Experiencing the Church on Zoom

By Ruth Penner and Marilyn Funk

WINNIPEG, Man.—“Mom, you’re the only one I know who likes having church on Zoom!” This comment, made by an adult son to his mother, was shared after a recent Aberdeen prayer meeting on Zoom and started a discussion about our experience of church by Zoom.

As the discussion continued, another parent was heard to have commented, “My children are much more engaged in the service on Zoom.” A senior whose eyesight is diminishing said, “This is the first time I have really seen the newer faces in the congregation.”

Many reported feeling more connected—perhaps because we are looking at each other’s faces instead of at the backs of heads of those seated in front of us? We are also thrilled that in a Zoom service this connection extends to members of our Aberdeen community from North Carolina, Minnesota, Ontario and Mexico.

When meeting in person, the coffee time after the service was always valued highly, as it gave us a chance to connect with one another. Now, at the end of the Zoom service, we invite all who wish to stay online for a virtual “coffee time.” On Zoom we all hear what each other shares rather than connecting with only a few people, as would happen during in-person services.

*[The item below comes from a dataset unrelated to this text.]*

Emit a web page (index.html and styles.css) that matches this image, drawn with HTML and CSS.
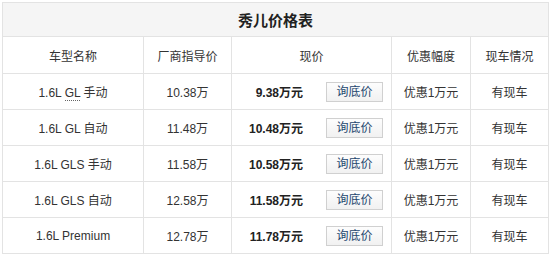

Some aspects of worshipping together in person are not replicated as well on Zoom. Singing is one of those things, but we have learned how to enhance it. For instance, for congregational singing, the words are shared on the screen. While we hear the musician(s) and song leader, the rest of us listen or sing along while on mute, as technology can’t correct the difference in timing if we all sing at the same time unmuted.

While most of us really enjoy worshipping by Zoom, it is only fair to acknowledge that for a few congregants who spend much of their work time on Zoom meetings or who are less comfortable with technology, the experience may not be as consistently positive.
In reflecting on why worship over Zoom has been such a positive experience for Aberdeen, it seems that being a small congregation is what makes it possible for it to work so well. With about 20 to 24 households on the screen on any Sunday, we see each other’s faces up close as we sing, share, listen to the children’s story and sermon, and more.

It seems many of us are a little reluctant to begin meeting in person. Some are hesitant due to the COVID-19 risks, some are reluctant to make the effort to get out and drive again, while others enjoy the intimacy we have developed as a church community through worshipping virtually.

We are looking forward to the time we can be together in person again. However, worshipping in a different way has brought much richness to us. We are grateful!